The good news is that with the power of multi-stakeholder collaborations, we have the resources to make CSR strategies bigger and better than ever before. We believe that the key to achieving the SDGs lies in the power of collective individualism, utilising cross-sector action-led partnerships between organisations, companies, non-profits, governments and philanthropists.

If ever there was a culture of ‘my CSR is better than your CSR’ – it is no longer. Combining efforts is what can drive awareness of global issues into real, meaningful action.

Education

Education universally has been severely impacted due to the pandemic. Between 1-1.8m children did not have access to a laptop, desktop or tablet at home for home-schooling and the figure for potential loss in lifetime earnings for children in the UK is estimated to be in the tens of thousands. UNESCO reports that almost 11 million girls globally may not return to school this year due to Covid-19, with new research in the UK finding that girls have reportedly taken on a disproportionate amount of household responsibilities during the pandemic and as such have lost out significantly regarding their progress in education over the past year. What’s more, before Covid-19 Plan International UK found that one in 10 girls aged 14-21 couldn’t afford or access period products, a figure which has since tripled since the start of the pandemic.

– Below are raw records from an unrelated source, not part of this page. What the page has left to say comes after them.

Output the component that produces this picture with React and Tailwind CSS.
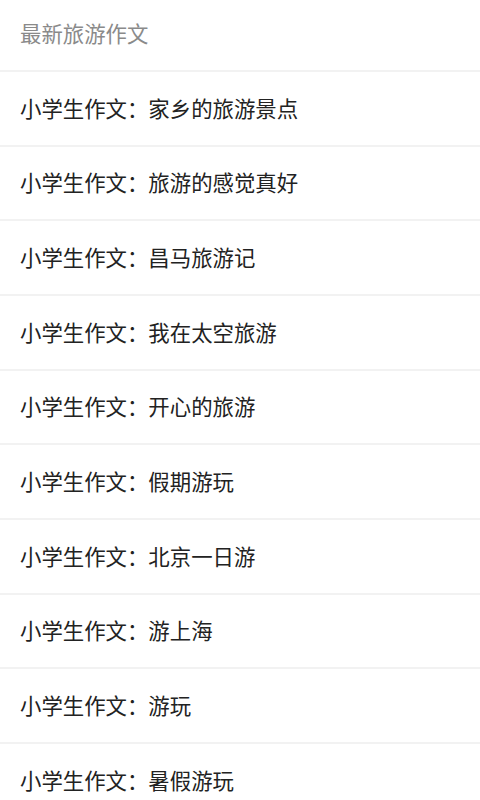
import React from 'react';

const titles = [
    '家乡的旅游景点',
    '旅游的感觉真好',
    '昌马旅游记',
    '我在太空旅游',
    '开心的旅游',
    '假期游玩',
    '北京一日游',
    '游上海',
    '游玩',
    '暑假游玩',
];

const App = () => {
    return (
        <div
            className="w-[480px] h-[800px] overflow-hidden bg-white"
            style={{ fontFamily: '"Noto Sans CJK SC", "Noto Sans", sans-serif' }}
        >
            {/* Header */}
            <div className="h-[72px] flex items-center px-5 border-b-2 border-[#f2f2f2]">
                <span className="text-[21.4px] text-[#8a8a8a] -mt-[4px]">最新旅游作文</span>
            </div>

            {/* List */}
            <div className="flex flex-col">
                {titles.map((t, i) => (
                    <div
                        key={i}
                        className="h-[74.67px] shrink-0 flex items-center px-5 border-b-2 border-[#f2f2f2]"
                    >
                        <span className="text-[21.4px] text-[#222222] -mt-[1px]">小学生作文：{t}</span>
                    </div>
                ))}
            </div>
        </div>
    );
};

export default App;
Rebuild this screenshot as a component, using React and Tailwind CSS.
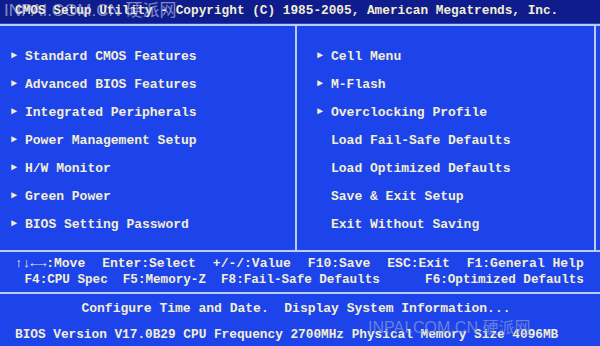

With the impact to children’s education profound, we are now facing up to a challenge to make up for lost time and provide children with the equal opportunity to the highest standard of education, as they deserve.

Turning the tide

With the UK excelling in its first dose vaccination rollout, and Boris Johnson revealing a roadmap for an emergence out of the three-month plus lockdown, we arrive at the 23 March with an air of optimism for a future far different to the reality of the past 12 months.

Drawing attention to the issues, we are able to see where our priorities lie – and us such are able to use this period to draw up the blueprint for multi-sector action. From members of the public, business owners and leaders, organisation heads right through to top-level policy makers, we must accept the weight of responsibility on our shoulders when it comes to regaining concise, strategic momentum with not a minute to spare. We must take the awareness created by discussions such as this and use it to create real meaningful action to shape policies and define priorities.

The next one to five years and beyond relies on the collective strength of people, ideas, networks and technologies to pull in the same direction. One year on since the UK officially locked down – the time is now.